Opinión | Inventario de perplejidades

Sobre la idoneidad del heredero

Tras haber nombrado a Juan Carlos de Borbón heredero suyo como rey de España, el general Franco creyó haber acertado en la elección de la persona que habría de sucederle en la jefatura del Estado. Y también en la de todas las instituciones que formaban parte de la odiosa dictadura que gobernó el país con puño de hierro al término de la Guerra Civil. Empezando por un Ejército abrumadoramente fiel a su Caudillo. Pero Franco no solo acreditó astucia y crueldad para conservar el poder sino que también tuvo suerte (“baraka”, le atribuyeron en la guerra colonial del norte de África).

El general Sanjurjo que iba a liderar a los militares alzados murió al estrellarse su avión. Y lo mismo le sucedió al general Mola, considerado el cerebro gris de la conspiración. Y los que no fueron segados por la Parca, es decir, por la puñetera casualidad, lo fueron por el mismo Franco, que no daba cuartel. Ni siquiera a los que le habían ayudado a ganar la guerra. El dictador gallego quiso perpetuar lo que él y sus corifeos calificaron de magna obra política buscando un heredero digno de continuarla. Y, a tal efecto, puso sus ojos en el hijo mayor del conde de Barcelona, al que educaron como militar encargando al Ejército la misión de protegerlo. La infancia de Juan Carlos, rodeado de preceptores, fue triste y casi sin amigos. Lo pasó algo mejor durante sus estudios en las academias militares. La cosa iba bien y aún mejoró al casarse con una princesa griega, Sofía, perfectamente adiestrada para su misión.

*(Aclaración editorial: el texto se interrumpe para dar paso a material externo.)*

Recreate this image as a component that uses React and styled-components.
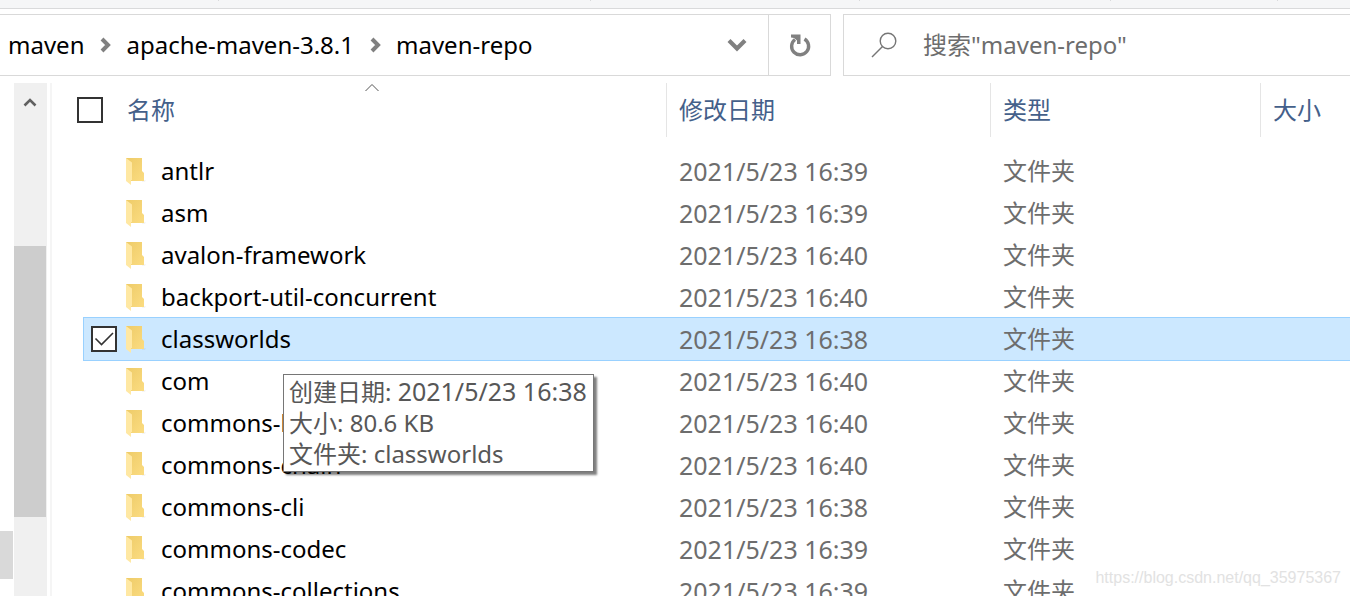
import { useState } from "react";
import styled, { createGlobalStyle } from "styled-components";

const GlobalStyle = createGlobalStyle`
  * {
    box-sizing: border-box;
  }

  body {
    margin: 0;
    overflow: hidden;
    background-color: #fff;
    font-family: "Noto Sans", "Noto Sans CJK SC", sans-serif;
    font-size: 24px;
    line-height: 32px;
    color: #000;
  }

  button,
  input {
    font: inherit;
  }
`;

const Window = styled.div`
  position: relative;
  display: flex;
  flex-direction: column;
  height: 100vh;
  overflow: hidden;
`;

const Ribbon = styled.div`
  flex: none;
  display: grid;
  grid-template-columns: 219fr 372fr 269fr 251fr 167fr 72fr;
  height: 9px;
  border-bottom: 1px solid #d9dadb;
  background-color: #f5f6f7;
`;

const RibbonGroup = styled.div`
  height: 1px;
  border-right: 1px solid #d9dadb;

  &:last-child {
    border-right: 0;
  }
`;

const Toolbar = styled.div`
  flex: none;
  display: grid;
  grid-template-columns: minmax(0, 1fr) 507px;
  gap: 12px;
  height: 62px;
  margin: 5px 0 7px;
`;

const AddressBar = styled.nav`
  display: flex;
  border: 1px solid #d9d9d9;
  border-left: 0;
`;

const Crumbs = styled.ol`
  flex: 1;
  display: flex;
  align-items: center;
  gap: 14px;
  margin: 0;
  padding: 0 0 0 8px;
  list-style: none;
  white-space: nowrap;

  li {
    display: flex;
    align-items: center;
    gap: 16px;
  }

  a {
    color: #000;
    text-decoration: none;
  }
`;

const BarButton = styled.button`
  display: flex;
  align-items: center;
  justify-content: center;
  width: 62px;
  padding: 0;
  border: 0;
  border-left: ${({ $divided }) => ($divided ? "1px solid #d9d9d9" : "0")};
  background: none;
`;

const SearchBox = styled.label`
  display: flex;
  align-items: center;
  gap: 26px;
  padding-left: 27px;
  border: 1px solid #d9d9d9;
  border-right: 0;

  input {
    flex: 1;
    min-width: 0;
    padding: 0;
    border: 0;
    outline: 0;
    background: none;
  }

  input::placeholder {
    color: #6d6d6d;
    opacity: 1;
  }
`;

const Body = styled.div`
  flex: 1;
  min-height: 0;
  display: grid;
  grid-template-rows: minmax(0, 1fr);
  grid-template-columns: 14px 33px minmax(0, 1fr);
`;

const NavEdge = styled.div`
  display: grid;
  grid-template-rows: 448fr 48fr 17fr;
  padding-right: 1px;
`;

const ScrollTrack = styled.div`
  display: grid;
  grid-template-rows: 163fr 271fr 79fr;
  padding-right: 1px;
  background-color: #f0f0f0;

  button {
    height: 38px;
    padding: 0;
    border: 0;
    background: none;
    line-height: 0;
  }
`;

const Thumb = styled.div`
  grid-row: 2;
  background-color: ${({ $faded }) => ($faded ? "#d9d9d9" : "#cdcdcd")};
`;

const ListPane = styled.main`
  margin-left: 3px;
  border-left: 2px solid #f5f5f5;
`;

const FileTable = styled.table`
  display: block;

  thead,
  tbody {
    display: block;
  }

  tbody {
    padding-top: 13px;
  }

  tr {
    display: grid;
    grid-template-columns: minmax(0, 1fr) 324px 270px 90px;
  }

  th,
  td {
    display: flex;
    align-items: center;
    padding: 0 0 0 13px;
    text-align: left;
    font-weight: 400;
    white-space: nowrap;
  }
`;

const HeadRow = styled.tr`
  height: 54px;
  margin-left: 25px;
  color: #44608a;

  th + th {
    padding-left: 12px;
    border-left: 1px solid #e5e5e5;
  }

  th:first-child {
    position: relative;
    gap: 24px;
    padding-left: 0;
  }
`;

const SortMark = styled.svg`
  position: absolute;
  top: 0;
  left: 50%;
  margin-left: -7px;
`;

const FileRow = styled.tr`
  height: 42px;
  margin-left: 32px;
  color: #6d6d6d;
  background-color: ${({ $selected }) => ($selected ? "#cce8ff" : "transparent")};
  box-shadow: ${({ $selected }) => ($selected ? "0 0 0 1px #99d1ff" : "none")};

  td:first-child {
    position: relative;
    gap: 8px;
    padding-left: 7px;
    color: #000;
  }

  &:hover input {
    opacity: 1;
  }
`;

const DateText = styled.time`
  font-size: 25px;
`;

const CheckBox = styled.input`
  flex: none;
  appearance: none;
  width: 26px;
  height: 26px;
  margin: 0;
  border: 2px solid #333;
  background-color: #fff;
  opacity: ${({ $quiet }) => ($quiet ? 0 : 1)};

  &:checked {
    background-image: url("data:image/svg+xml,%3Csvg xmlns='http://www.w3.org/2000/svg' viewBox='0 0 22 22'%3E%3Cpath d='M2.5 10.5 8.5 16.5 20 5' fill='none' stroke='%23333' stroke-width='1.6'/%3E%3C/svg%3E");
  }
`;

const Tooltip = styled.div`
  position: absolute;
  z-index: 10;
  top: 56px;
  left: 199px;
  padding: 1px 6px 2px 5px;
  border: 1px solid #767676;
  background-color: #fff;
  box-shadow: 3px 3px 2px rgba(0, 0, 0, 0.5);
  line-height: 31px;
  color: #575757;
`;

const Watermark = styled.span`
  position: absolute;
  right: 9px;
  bottom: 8px;
  font-family: "Liberation Sans", sans-serif;
  font-size: 16px;
  line-height: 20px;
  color: #e2e2e2;
`;

const files = [
  { name: "antlr", date: "2021/5/23 16:39" },
  { name: "asm", date: "2021/5/23 16:39" },
  { name: "avalon-framework", date: "2021/5/23 16:40" },
  { name: "backport-util-concurrent", date: "2021/5/23 16:40" },
  { name: "classworlds", date: "2021/5/23 16:38", size: "80.6 KB" },
  { name: "com", date: "2021/5/23 16:40" },
  { name: "commons-beanutils", date: "2021/5/23 16:40" },
  { name: "commons-chain", date: "2021/5/23 16:40" },
  { name: "commons-cli", date: "2021/5/23 16:38" },
  { name: "commons-codec", date: "2021/5/23 16:39" },
  { name: "commons-collections", date: "2021/5/23 16:39" },
];

const ribbonGroups = ["clipboard", "organize", "new", "open", "select", "rest"];

function CrumbArrow() {
  return (
    <svg width="12" height="16" viewBox="0 0 12 16" aria-hidden="true">
      <path d="M2 2 8 8 2 14" fill="none" stroke="#808080" strokeWidth="4" />
    </svg>
  );
}

function FolderIcon() {
  return (
    <svg width="28" height="28" viewBox="0 0 28 28" aria-hidden="true">
      <defs>
        <linearGradient id="folderBack" x1="0" y1="0" x2="1" y2="1">
          <stop offset="0" stopColor="#eecb68" />
          <stop offset="1" stopColor="#fbdc81" />
        </linearGradient>
      </defs>
      <path d="M17 23h4l-1 2h-3z" fill="#000" opacity="0.04" />
      <path d="M1 1h16v13l2 2v8H1z" fill="url(#folderBack)" />
      <path d="M1 1 7 5.5V23H6v5L1 24z" fill="#ffe8a3" />
    </svg>
  );
}

function App() {
  // state
  const [selected, setSelected] = useState("classworlds");

  return (
    <>
      <GlobalStyle />
      <Window>
        <Ribbon>
          {ribbonGroups.map((group) => (
            <RibbonGroup key={group} />
          ))}
        </Ribbon>
        <Toolbar>
          <AddressBar aria-label="地址">
            <Crumbs>
              <li>
                <a href="#maven">maven</a>
                <CrumbArrow />
              </li>
              <li>
                <a href="#apache-maven">apache-maven-3.8.1</a>
                <CrumbArrow />
              </li>
              <li>
                <a href="#maven-repo">maven-repo</a>
              </li>
            </Crumbs>
            <BarButton aria-label="以前的位置">
              <svg width="20" height="14" viewBox="0 0 20 14">
                <path d="M2 2.5 10 10.5 18 2.5" fill="none" stroke="#808080" strokeWidth="4.2" />
              </svg>
            </BarButton>
            <BarButton $divided aria-label="刷新">
              <svg width="22" height="24" viewBox="0 0 22 24">
                <path
                  d="M6 6.500A8.500 8.500 0 1 0 15.500 6"
                  fill="none"
                  stroke="#808080"
                  strokeWidth="3.400"
                />
                <path d="M2 1.500h9.500v9.500H8V7.500L5 5 2 4.500z" fill="#808080" />
              </svg>
            </BarButton>
          </AddressBar>
          <SearchBox>
            <svg width="26" height="26" viewBox="0 0 26 26" aria-hidden="true">
              <g fill="none" stroke="#767676" strokeWidth="1.4">
                <circle cx="17" cy="9" r="7.8" />
                <path d="M11.5 14.5 1 25" />
              </g>
            </svg>
            <input type="text" aria-label="搜索" placeholder={'搜索"maven-repo"'} />
          </SearchBox>
        </Toolbar>
        <Body>
          <NavEdge>
            <Thumb $faded />
          </NavEdge>
          <ScrollTrack>
            <button aria-label="向上滚动">
              <svg width="14" height="12" viewBox="0 0 14 12">
                <path d="M1.5 9.5 7 4l5.5 5.5" fill="none" stroke="#606060" strokeWidth="2.6" />
              </svg>
            </button>
            <Thumb />
          </ScrollTrack>
          <ListPane>
            <FileTable>
              <thead>
                <HeadRow>
                  <th>
                    <CheckBox type="checkbox" aria-label="全选" />
                    名称
                    <SortMark width="14" height="9" viewBox="0 0 14 9" aria-hidden="true">
                      <path d="M.5 8 7 1.5 13.5 8" fill="none" stroke="#555" />
                    </SortMark>
                  </th>
                  <th>修改日期</th>
                  <th>类型</th>
                  <th>大小</th>
                </HeadRow>
              </thead>
              <tbody>
                {files.map(({ name, date, size }) => (
                  <FileRow key={name} $selected={selected === name}>
                    <td>
                      <CheckBox
                        type="checkbox"
                        aria-label={name}
                        $quiet={selected !== name}
                        checked={selected === name}
                        onChange={() => setSelected(selected === name ? "" : name)}
                      />
                      <FolderIcon />
                      {name}
                      {size && selected === name && (
                        <Tooltip role="tooltip">
                          <div>
                            创建日期: <DateText>{date}</DateText>
                          </div>
                          <div>大小: {size}</div>
                          <div>文件夹: {name}</div>
                        </Tooltip>
                      )}
                    </td>
                    <td>
                      <DateText>{date}</DateText>
                    </td>
                    <td>文件夹</td>
                    <td />
                  </FileRow>
                ))}
              </tbody>
            </FileTable>
          </ListPane>
        </Body>
        <Watermark>https://blog.csdn.net/qq_35975367</Watermark>
      </Window>
    </>
  );
}

export default App;
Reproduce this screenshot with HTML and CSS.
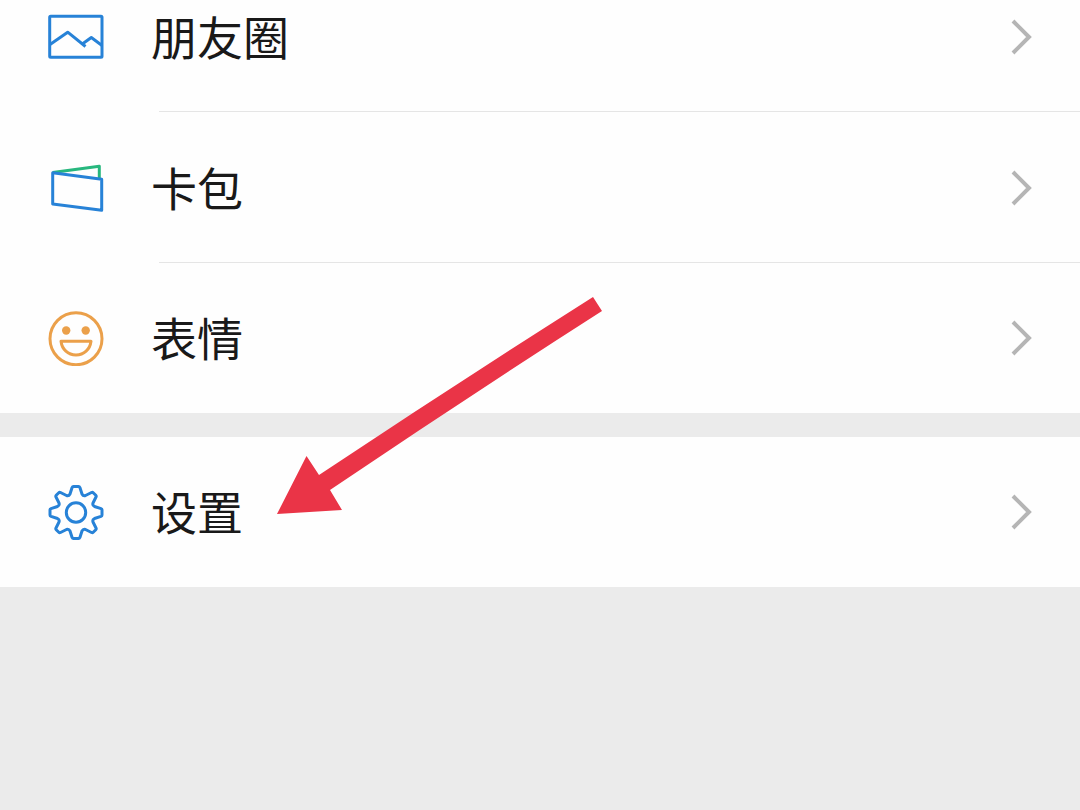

La presencia de Franco y de Juan Carlos en los desfiles militares y otros actos protocolarios transmitieron una imagen de interinidad del pretendiente que hizo creer a la oposición clandestina que a la muerte del dictador seguiría rápidamente el cambio de Régimen. Pero nada de eso sucedió. Después de hacer visible su pleitesía al Imperio en Washington, el nuevo rey empezó a ceder algunas de las omnímodas parcelas de poder que acumulaba el difunto dictador. Y fue entonces que se produjo el fallido golpe de Estado del 23-F de 1981, que le permitió presentarse ante el público, vestido con uniforme de Capitán General, como el hombre que paró la asonada militar y trajo de verdad la democracia a España.

A partir de ese momento, descubrimos que el rey era un hombre simpático, que gustaba de circular en moto por las atestadas calles de la capital del Estado. Fue entonces que empezamos a tener noticia de una serie de accidentes domésticos solo explicables en un atolondrado. En un país acostumbrado a quitarle importancia a todo lo importante y casi ninguna a los asuntos de mayor enjundia, la campechanía del monarca gozaba de bula. Hasta que le entró el capricho de matar a un elefante, y de fotografiarse muy satisfecho delante de su cadáver portando un fusil de caza mayor. A partir de ahí, la buena suerte se acabó. Las operaciones quirúrgicas se sucedían para apuntalar un esqueleto ya muy averiado. Asimismo, trascendió que mantuvo durante años a una pseudoprincesa alemana en un pabellón de caza del recinto de El Pardo con la que había querido casarse, previo divorcio de la reina Sofía. Y como mejor remedio para congraciarse con la opinión pública puso cara de niño bueno y lanzó un mensaje que se hizo famoso muy pronto: “Lo siento mucho. Me he equivocado. No volverá a suceder”. La prédica no resultó y aún se puso peor cuando la prensa destapó el escándalo de sus fraternales negocios de intermediación financiera con los jeques árabes. Y tan mal debió de ver el futuro de la restaurada (por Franco) dinastía borbónica que acabó por abdicar en su hijo Felipe VI. Ahora reside en Abu Dabi y se traslada de cuando en cuando al Club Náutico de Sanxenxo para regatear por la hermosa ría de Pontevedra.

En cuanto a la idoneidad de Juan Carlos de Borbón para heredar a Franco, no hay mucho que opinar ni que oponer. Se puede recibir en herencia una dictadura y acabar invirtiendo lo más valioso en una democracia. Aunque también podría suceder lo contrario.